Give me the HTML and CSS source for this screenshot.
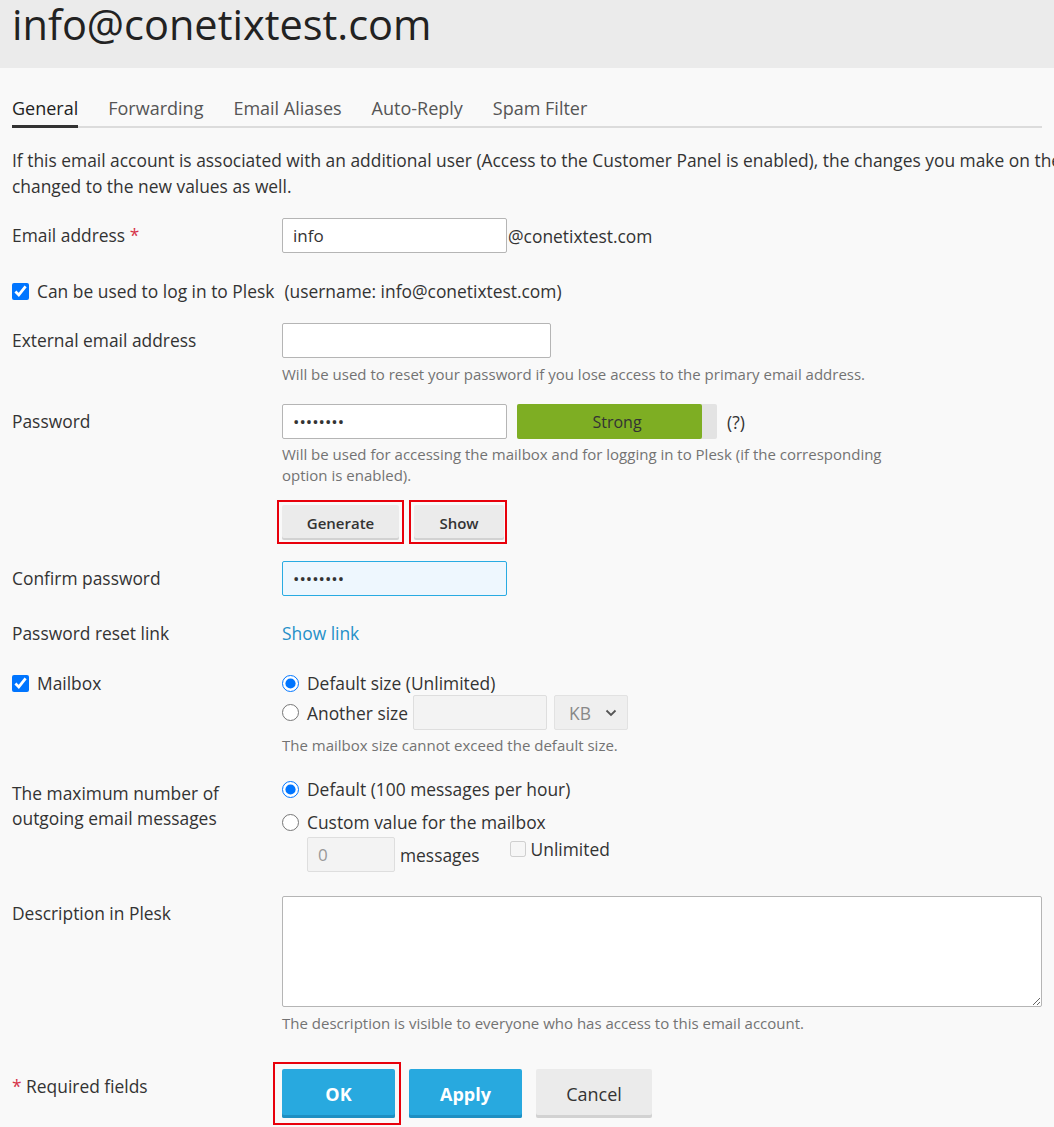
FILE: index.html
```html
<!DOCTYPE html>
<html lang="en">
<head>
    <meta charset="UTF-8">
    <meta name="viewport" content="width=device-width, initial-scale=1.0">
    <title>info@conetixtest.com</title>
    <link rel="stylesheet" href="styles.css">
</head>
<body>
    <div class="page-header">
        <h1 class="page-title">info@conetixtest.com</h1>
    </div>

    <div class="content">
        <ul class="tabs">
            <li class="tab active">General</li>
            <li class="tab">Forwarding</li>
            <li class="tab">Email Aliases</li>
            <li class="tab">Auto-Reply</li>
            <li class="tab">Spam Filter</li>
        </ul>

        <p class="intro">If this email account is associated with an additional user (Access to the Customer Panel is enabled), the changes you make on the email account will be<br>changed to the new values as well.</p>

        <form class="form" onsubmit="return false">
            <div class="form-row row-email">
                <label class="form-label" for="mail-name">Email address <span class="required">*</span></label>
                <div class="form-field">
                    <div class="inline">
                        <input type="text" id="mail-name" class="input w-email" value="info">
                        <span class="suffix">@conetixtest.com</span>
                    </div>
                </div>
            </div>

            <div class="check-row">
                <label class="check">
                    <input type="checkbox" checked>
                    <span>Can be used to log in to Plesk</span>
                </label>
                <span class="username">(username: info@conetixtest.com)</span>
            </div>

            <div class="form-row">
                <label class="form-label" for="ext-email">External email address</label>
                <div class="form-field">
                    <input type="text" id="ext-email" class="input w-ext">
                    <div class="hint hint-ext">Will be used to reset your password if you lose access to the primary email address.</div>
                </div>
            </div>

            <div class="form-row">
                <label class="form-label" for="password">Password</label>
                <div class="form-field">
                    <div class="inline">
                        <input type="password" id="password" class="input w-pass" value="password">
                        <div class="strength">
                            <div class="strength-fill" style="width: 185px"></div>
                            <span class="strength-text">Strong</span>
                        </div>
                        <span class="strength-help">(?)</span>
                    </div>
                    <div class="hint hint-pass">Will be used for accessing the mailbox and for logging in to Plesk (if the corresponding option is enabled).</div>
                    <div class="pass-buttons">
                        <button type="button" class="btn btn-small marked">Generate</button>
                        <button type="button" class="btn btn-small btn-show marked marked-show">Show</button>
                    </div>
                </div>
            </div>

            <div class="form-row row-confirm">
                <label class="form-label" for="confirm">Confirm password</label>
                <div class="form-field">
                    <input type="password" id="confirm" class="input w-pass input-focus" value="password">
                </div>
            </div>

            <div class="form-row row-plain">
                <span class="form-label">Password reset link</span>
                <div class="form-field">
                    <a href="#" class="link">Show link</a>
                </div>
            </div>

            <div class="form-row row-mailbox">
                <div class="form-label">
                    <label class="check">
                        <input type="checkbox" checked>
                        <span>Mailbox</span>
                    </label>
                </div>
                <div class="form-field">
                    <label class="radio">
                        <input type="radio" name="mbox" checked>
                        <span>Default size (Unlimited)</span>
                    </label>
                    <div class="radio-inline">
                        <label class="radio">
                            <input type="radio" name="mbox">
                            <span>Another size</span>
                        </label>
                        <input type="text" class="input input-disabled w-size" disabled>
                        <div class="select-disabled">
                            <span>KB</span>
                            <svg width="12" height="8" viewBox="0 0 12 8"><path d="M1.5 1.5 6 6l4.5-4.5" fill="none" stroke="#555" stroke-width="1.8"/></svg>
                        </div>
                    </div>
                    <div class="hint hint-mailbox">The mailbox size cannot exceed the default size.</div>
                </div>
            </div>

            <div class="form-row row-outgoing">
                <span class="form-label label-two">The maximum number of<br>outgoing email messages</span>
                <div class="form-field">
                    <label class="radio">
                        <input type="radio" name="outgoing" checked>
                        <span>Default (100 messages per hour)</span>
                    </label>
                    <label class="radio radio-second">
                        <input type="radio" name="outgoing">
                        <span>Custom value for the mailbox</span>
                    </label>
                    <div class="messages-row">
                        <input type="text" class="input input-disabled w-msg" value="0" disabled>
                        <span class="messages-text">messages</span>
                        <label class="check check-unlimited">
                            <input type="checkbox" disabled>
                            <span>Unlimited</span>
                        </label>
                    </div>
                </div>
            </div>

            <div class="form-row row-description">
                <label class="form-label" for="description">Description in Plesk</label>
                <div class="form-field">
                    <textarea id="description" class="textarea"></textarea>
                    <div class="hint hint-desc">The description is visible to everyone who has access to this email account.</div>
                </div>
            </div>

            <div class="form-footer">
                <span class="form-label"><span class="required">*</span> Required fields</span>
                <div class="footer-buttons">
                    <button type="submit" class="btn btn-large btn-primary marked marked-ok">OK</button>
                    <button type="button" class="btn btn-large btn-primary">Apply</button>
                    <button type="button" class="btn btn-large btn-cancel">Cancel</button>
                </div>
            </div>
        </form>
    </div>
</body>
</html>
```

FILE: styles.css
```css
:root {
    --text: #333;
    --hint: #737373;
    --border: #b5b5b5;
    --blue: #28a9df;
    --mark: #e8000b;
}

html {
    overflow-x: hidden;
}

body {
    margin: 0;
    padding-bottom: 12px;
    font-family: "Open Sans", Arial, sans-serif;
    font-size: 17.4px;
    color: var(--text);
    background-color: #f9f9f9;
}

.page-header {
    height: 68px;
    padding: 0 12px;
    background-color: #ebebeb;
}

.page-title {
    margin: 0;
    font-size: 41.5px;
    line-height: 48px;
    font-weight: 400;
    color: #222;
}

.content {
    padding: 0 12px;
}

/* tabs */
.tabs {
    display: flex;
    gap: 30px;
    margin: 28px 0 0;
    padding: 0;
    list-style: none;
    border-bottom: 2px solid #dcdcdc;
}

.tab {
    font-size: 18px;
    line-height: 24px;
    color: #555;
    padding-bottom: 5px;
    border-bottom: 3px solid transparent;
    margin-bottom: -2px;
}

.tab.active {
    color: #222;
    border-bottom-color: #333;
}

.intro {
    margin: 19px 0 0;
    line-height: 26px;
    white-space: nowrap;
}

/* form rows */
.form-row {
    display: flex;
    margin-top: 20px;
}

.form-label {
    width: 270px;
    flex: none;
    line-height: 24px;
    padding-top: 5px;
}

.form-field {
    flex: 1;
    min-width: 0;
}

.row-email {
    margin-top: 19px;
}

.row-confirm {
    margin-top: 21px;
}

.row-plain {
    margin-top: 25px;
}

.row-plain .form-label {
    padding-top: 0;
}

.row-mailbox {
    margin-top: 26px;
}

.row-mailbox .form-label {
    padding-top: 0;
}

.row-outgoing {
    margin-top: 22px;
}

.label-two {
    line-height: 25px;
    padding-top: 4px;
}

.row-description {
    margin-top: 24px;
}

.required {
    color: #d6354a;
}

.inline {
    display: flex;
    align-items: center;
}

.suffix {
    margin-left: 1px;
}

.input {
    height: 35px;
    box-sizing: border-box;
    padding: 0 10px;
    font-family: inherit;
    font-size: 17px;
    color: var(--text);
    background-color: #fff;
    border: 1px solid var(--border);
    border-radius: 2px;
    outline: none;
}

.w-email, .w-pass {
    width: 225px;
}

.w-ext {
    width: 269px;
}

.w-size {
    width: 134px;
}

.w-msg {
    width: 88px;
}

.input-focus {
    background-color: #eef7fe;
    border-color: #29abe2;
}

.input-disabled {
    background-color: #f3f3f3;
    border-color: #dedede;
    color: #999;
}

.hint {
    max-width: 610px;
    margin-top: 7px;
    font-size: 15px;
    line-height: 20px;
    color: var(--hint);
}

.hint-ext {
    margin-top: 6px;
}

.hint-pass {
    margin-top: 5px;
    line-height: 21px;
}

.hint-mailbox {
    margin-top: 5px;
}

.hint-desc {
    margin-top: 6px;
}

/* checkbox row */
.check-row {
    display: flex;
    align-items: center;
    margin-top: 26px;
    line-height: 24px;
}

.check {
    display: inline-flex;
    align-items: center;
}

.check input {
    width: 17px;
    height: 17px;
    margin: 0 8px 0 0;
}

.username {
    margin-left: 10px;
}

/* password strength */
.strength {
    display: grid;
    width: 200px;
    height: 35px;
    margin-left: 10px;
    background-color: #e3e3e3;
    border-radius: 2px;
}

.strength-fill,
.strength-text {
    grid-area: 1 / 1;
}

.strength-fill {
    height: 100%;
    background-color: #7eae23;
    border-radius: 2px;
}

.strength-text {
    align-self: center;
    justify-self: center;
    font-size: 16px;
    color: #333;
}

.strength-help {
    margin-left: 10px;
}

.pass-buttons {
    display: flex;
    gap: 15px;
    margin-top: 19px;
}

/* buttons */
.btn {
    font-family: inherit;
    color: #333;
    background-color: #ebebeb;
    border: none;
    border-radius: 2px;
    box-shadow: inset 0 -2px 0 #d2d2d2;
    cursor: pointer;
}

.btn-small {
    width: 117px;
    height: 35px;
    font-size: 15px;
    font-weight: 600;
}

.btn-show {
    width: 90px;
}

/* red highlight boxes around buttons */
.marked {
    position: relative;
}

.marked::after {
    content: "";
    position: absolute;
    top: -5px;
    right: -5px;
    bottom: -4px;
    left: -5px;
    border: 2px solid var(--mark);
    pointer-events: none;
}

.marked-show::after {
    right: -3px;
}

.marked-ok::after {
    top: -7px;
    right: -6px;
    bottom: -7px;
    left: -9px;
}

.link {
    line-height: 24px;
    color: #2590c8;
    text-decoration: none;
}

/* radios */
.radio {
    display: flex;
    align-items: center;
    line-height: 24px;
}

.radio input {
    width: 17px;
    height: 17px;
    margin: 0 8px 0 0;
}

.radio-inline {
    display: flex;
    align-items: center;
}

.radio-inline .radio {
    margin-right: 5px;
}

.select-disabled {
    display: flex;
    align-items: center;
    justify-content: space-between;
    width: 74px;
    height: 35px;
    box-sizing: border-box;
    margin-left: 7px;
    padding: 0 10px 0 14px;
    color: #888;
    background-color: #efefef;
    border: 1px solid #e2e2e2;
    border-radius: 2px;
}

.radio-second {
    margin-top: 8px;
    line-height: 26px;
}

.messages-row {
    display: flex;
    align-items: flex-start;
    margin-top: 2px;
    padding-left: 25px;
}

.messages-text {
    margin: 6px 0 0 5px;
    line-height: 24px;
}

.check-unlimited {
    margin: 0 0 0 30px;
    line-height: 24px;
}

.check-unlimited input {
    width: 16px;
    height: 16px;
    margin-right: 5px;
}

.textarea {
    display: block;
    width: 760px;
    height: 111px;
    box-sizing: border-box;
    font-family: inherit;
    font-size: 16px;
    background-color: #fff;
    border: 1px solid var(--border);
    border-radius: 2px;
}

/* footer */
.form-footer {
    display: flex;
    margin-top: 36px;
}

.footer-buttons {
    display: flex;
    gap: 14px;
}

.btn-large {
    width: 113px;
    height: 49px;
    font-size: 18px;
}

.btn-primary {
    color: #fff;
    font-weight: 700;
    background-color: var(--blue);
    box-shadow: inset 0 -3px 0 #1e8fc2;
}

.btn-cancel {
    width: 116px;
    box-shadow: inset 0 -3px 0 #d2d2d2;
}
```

▸ Your objective:
Search the data above for the string "this" and copy each line that has it.

▸ Completed exercise:
Give me the HTML and CSS source for this screenshot.
        <p class="intro">If this email account is associated with an additional user (Access to the Customer Panel is enabled), the changes you make on the email account will be<br>changed to the new values as well.</p>
                    <div class="hint hint-desc">The description is visible to everyone who has access to this email account.</div>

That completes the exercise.